If there is one thing in the world that really terrifies me, it is war. My entire generation grew up in Poland between the official communist propaganda, showing the Second World War as a combination of the country’s heroism and martyrdom, and rare personal accounts of traumatic, near-death war experiences from family members. I remember walking with my father at the seaside one evening. I asked him to turn around and look at an incredibly beautiful red sunset. He replied: “I don’t want to see it; it reminds me of the screams and smells of a burning city as we were led, like cattle, to a train ramp after the fall of the Warsaw uprising.” When that happened, he was four years old – and we had this conversation some 40 years later.
We, humans, are really good at commemorating wars and martyrdom. We have built statues to remember wars and their heroes and to honor the fallen and the victims. We have created commemorative gardens, eternal flames, urban plazas and parks. We hold historical reenactments of battles. We even have entire buildings, often holding museums, that are dedicated to wars. In just one country in Europe, there are more than 100,000 such monuments. They are supposed to allow us to remember the innocent who were killed, and all those who died fighting for their country. They are supposed to remind us of our past, so we do not make the same mistakes again.
The problem begins when they become a part of glorifying wars. Because wars are never glorious. They bring a bloody reality of violence, brutality, pain, death and destruction. They break men and women down because they are about killing and destroying, not about ethos and inspiration.
We need to remember the past and learn from it. But my dream is that we will get better at commemorating and celebrating peace. Not just “negative peace” – the absence of war – but the positive peace from the dreams of Eleanor Roosevelt, Martin Luther King, Nelson Mandela and others.
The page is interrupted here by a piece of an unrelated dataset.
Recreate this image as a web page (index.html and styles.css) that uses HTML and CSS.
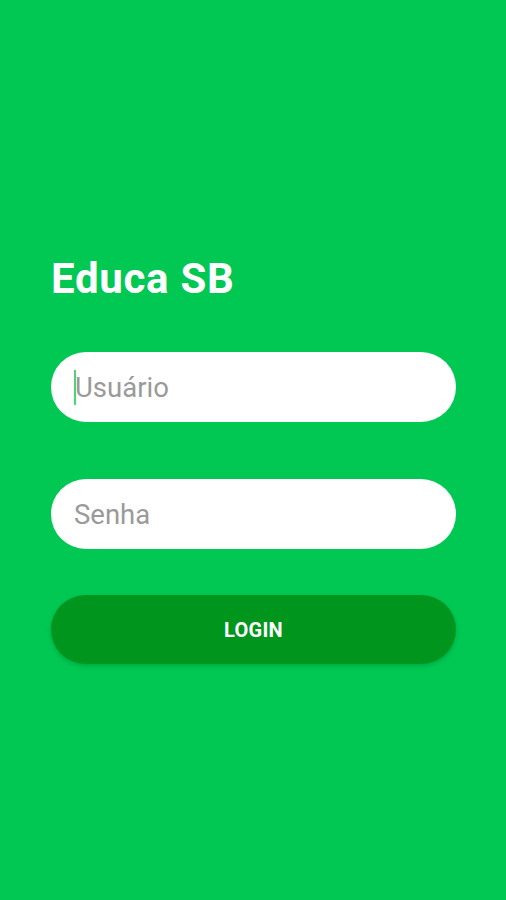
FILE: index.html
```html
<!DOCTYPE html>
<html lang="pt">
<head>
<meta charset="utf-8">
<title>Educa SB</title>
<link rel="stylesheet" href="styles.css">
</head>
<body>
  <main class="screen">
    <h1 class="title">Educa SB</h1>
    <div class="field field-user"><span class="caret"></span><span class="placeholder">Usuário</span></div>
    <div class="field field-pass"><span class="placeholder">Senha</span></div>
    <button class="login" type="button">LOGIN</button>
  </main>
</body>
</html>
```
FILE: styles.css
```css
html, body {
  margin: 0;
  padding: 0;
}
body {
  background: #00c853;
  font-family: Roboto, "Noto Sans", sans-serif;
  width: 506px;
  height: 900px;
  overflow: hidden;
}
.screen {
  display: flex;
  flex-direction: column;
  padding: 254px 50px 0 51px;
}
.title {
  margin: 0;
  font-size: 42px;
  line-height: 49px;
  font-weight: 700;
  letter-spacing: 0.7px;
  color: #ffffff;
}
.field {
  box-sizing: border-box;
  height: 70px;
  border-radius: 35px;
  background: #ffffff;
  display: flex;
  align-items: center;
  padding-left: 23px;
}
.field-user {
  margin-top: 49px;
}
.field-pass {
  margin-top: 57px;
}
.caret {
  width: 2px;
  height: 35px;
  background: #4cd47a;
}
.placeholder {
  font-size: 27.5px;
  color: #9a9a9a;
  line-height: 34px;
  padding-top: 2px;
}
.field-user .placeholder {
  margin-left: -1px;
}
.login {
  margin-top: 46px;
  height: 69px;
  border: none;
  border-radius: 35px;
  background: #00961e;
  color: #ffffff;
  font-family: Roboto, "Noto Sans", sans-serif;
  font-weight: 700;
  font-size: 20px;
  letter-spacing: 0.3px;
  box-shadow: 0 2px 4px rgba(0, 80, 20, 0.25);
  padding: 0;
}
```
Peace that isn’t just talked about but is what we believe in and are ready to work for.
Peace where there is justice and rule of law, and „an environment in which all can flourish regardless of race, color, religion, gender, class or any other social markers of difference”.
Peace that is filled with positive content: human relations that accept the rights of others and are based on respectful dialogue; social systems that serve the needs of the entire population; and the constructive resolution of conflicts, with due attention to the legitimate needs of all concerned.
I have learned that the distance between a dream and reality is called action. It is my deepest personal commitment to never stop acting for the positive peace in the world.